Nenhuma outra data traduz nossa indecência intelectual tão bem
Terça passada foi Dia dos Namorados, aquela data maravilhosa (criada pelo pai do Doria) em que fica bastante claro que os brasileiros não leem livros. Sou uma grande incentivadora das declarações de amor. Mais do que isso: vira e mexe, as cometo. As atropeladas, rabiscadas, sem jeito, embriagadas, fora de hora ou endereçadas a quem não merece tendem a ser minhas preferidas.
Contudo, que desgraça ler a maioria das homenagens no Instagram e no Facebook. Amigos, vocês já passaram dos 30 anos, não dá mais para escrever como num bilhetinho de quermesse! “A tempestade que só nos deixou mais fortes”, “a distância que nos uniu”, “o instante daquele abraço”, “o sorriso mais lindo do mundo”, “obrigada por ser assim do jeitinho que você é”, “sou todo dela”, “eternos namorados”. Apenas parem. Nem pagodeiro consegue ir tão fundo no fundo do poço.
O mais chocante é a seriedade com que as pessoas escrevem essas baboseiras. Qualquer ser humano com três livros na estante ou o mínimo de neurônios necessário para uma autocrítica riria de si mesmo. Mas não, os Baudelaires do Dia dos Namorados acham mesmo que estão arrasando. E estão, mas é com a língua portuguesa.
Logo cedo, ainda na cama, já li a primeira afronta a nosso lindo idioma: “Você é a luz que ilumina meus caminhos”. Luz que ilumina! Ah, que misteriosa e diferentona essa luz que sai por aí iluminando! E caminhos, só conheço os que o Waze me narra. O resto é a ordinária claridade do computador do mozão (vendo besteira na madrugada) alumiando a rota quarto-cozinha.
A gente já sofre o ano inteiro com o povo da firma e seus happy hours em bares de Moema, insistindo nas fotos de cerveja acompanhadas da insuportável tiradinha “abrindo os trabalhos”. Já padecemos com os “looks cheios de bossa” de todas as mortais que se decidem it girl só porque compraram uma bota com franja. E a moda de escrever textão para o aniversariante queridão? O “todo dia é seu dia, mas hoje blá-blá-blá” confirma a minha tese de que os piores escritos emergem dos seres que mais perdem tempo sendo boas criaturas.

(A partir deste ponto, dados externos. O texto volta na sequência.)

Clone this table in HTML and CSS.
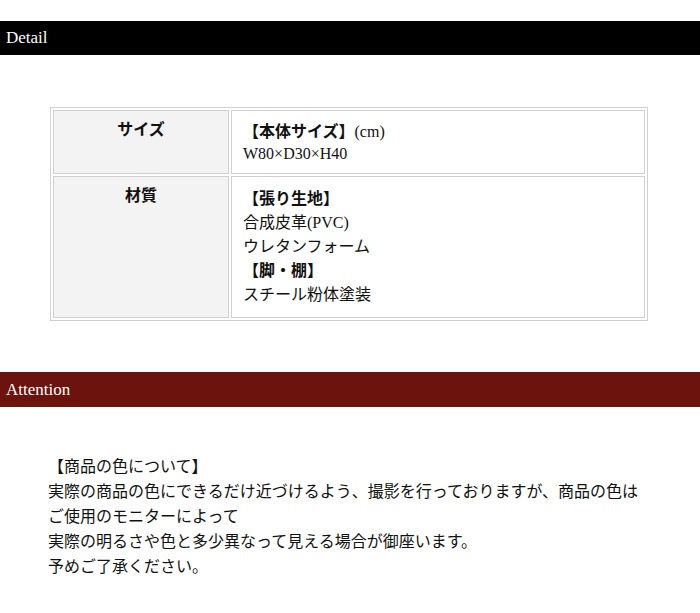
FILE: index.html
```html
<!DOCTYPE html>
<html lang="ja">

<head>
    <meta charset="UTF-8">
    <meta name="viewport" content="width=device-width, initial-scale=1.0">
    <title>Detail</title>
    <link rel="stylesheet" href="styles.css">
</head>

<body>
    <section class="section">
        <h2 class="section-title">Detail</h2>
        <table class="spec-table">
            <tr class="spec-row">
                <th>サイズ</th>
                <td><b>【本体サイズ】</b>(cm)<br>W80×D30×H40</td>
            </tr>
            <tr class="spec-row spec-row--tall">
                <th>材質</th>
                <td>
                    <b>【張り生地】</b><br>
                    合成皮革(PVC)<br>
                    ウレタンフォーム<br>
                    <b>【脚・棚】</b><br>
                    スチール粉体塗装
                </td>
            </tr>
        </table>
    </section>

    <section class="section">
        <h2 class="section-title section-title--attention">Attention</h2>
        <p class="notice">
            【商品の色について】<br>
            実際の商品の色にできるだけ近づけるよう、撮影を行っておりますが、商品の色は<br>
            ご使用のモニターによって<br>
            実際の明るさや色と多少異なって見える場合が御座います。<br>
            予めご了承ください。
        </p>
    </section>
</body>

</html>
```

FILE: styles.css
```css
body,
html {
    margin: 0;
    padding: 0;
    background-color: #fff;
    color: #111;
    font-family: "Liberation Serif", "Noto Sans CJK JP", serif;
    font-size: 16px;
}

.section {
    padding-top: 21px;
}

.section + .section {
    padding-top: 51px;
}

.section-title {
    margin: 0;
    height: 34px;
    line-height: 34px;
    padding-left: 6px;
    background: #000;
    color: #fff;
    font-size: 17px;
    font-weight: normal;
}

.section-title--attention {
    height: 35px;
    line-height: 35px;
    background: #6c130d;
}

.spec-table {
    width: 598px;
    margin: 52px 0 0 50px;
    border: 1px solid #d0d0d0;
    border-spacing: 2px;
}

.spec-table th,
.spec-table td {
    border: 1px solid #d0d0d0;
    vertical-align: top;
    line-height: 22px;
}

.spec-table th {
    width: 154px;
    padding: 8px 10px 10px;
    background: #f3f3f3;
    text-align: center;
    font-weight: bold;
}

.spec-table td {
    padding: 10px 11px 8px;
    text-align: left;
}

.spec-row--tall td {
    line-height: 24px;
    padding-bottom: 10px;
}

.notice {
    margin: 47px 0 0;
    padding: 0 20px 0 48px;
    line-height: 25px;
}
```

Mas tem um tipo que é o campeão da incapacidade cognitiva. São aqueles que começam todo post com “não tenho palavras”. Ou as versões pioradas: “ah, você me deixa sem saber o que dizer!”, “você sabe, não preciso falar nada!”, “o que escrever sobre você?” e o fatal “amo tanto que sei lá”. Oi, amigo, você aprendeu a se expressar com que organismo do reino animal? Se você não sabe articular, constatar e tampouco refletir, por favor, procure ajuda especializada! Isso não é amor, isso é grave! Isso não é uma explosão de sentimentos maravilhosos, mas talvez tenha algo prestes a romper no seu cérebro.
Qualquer um desses cursos-enganação sobre técnicas para ser mais criativo ensina que ninguém chega a lugar nenhum ser ler. E pelo menos nisso eles estão certos. Ler matérias, entrevistas, reportagens. Ler crônicas, contos, romances, poesia, cartas. Até bula de remédio é melhor do que nada.
Se se lembrassem do ódio de Bentinho por Capitu, se suportassem a vertigem da “Insustentável Leveza do Ser”, se recordassem as humilhações impostas por Lily a Ricardo em “Travessuras da Menina Má”, se tivessem chorado quando o amor de Paulo Mendes Campos acabou, se soubessem que a menina com uma flor de Vinicius se desesperou ao ver as malas partindo na estação de Roma, se pudessem sentir a última sílaba de Lolita nos dentes, como fez o Humbert de Nabokov…
Mas, infelizmente, o brasileiro não lê nem aviso de “faltará energia” e fica no escuro sem saber o motivo. Era pra ser romântico, mas nenhuma outra data do ano traduz nossa indecência intelectual tão bem quanto o Dia dos Namorados. Feliz Dia dos iletrados!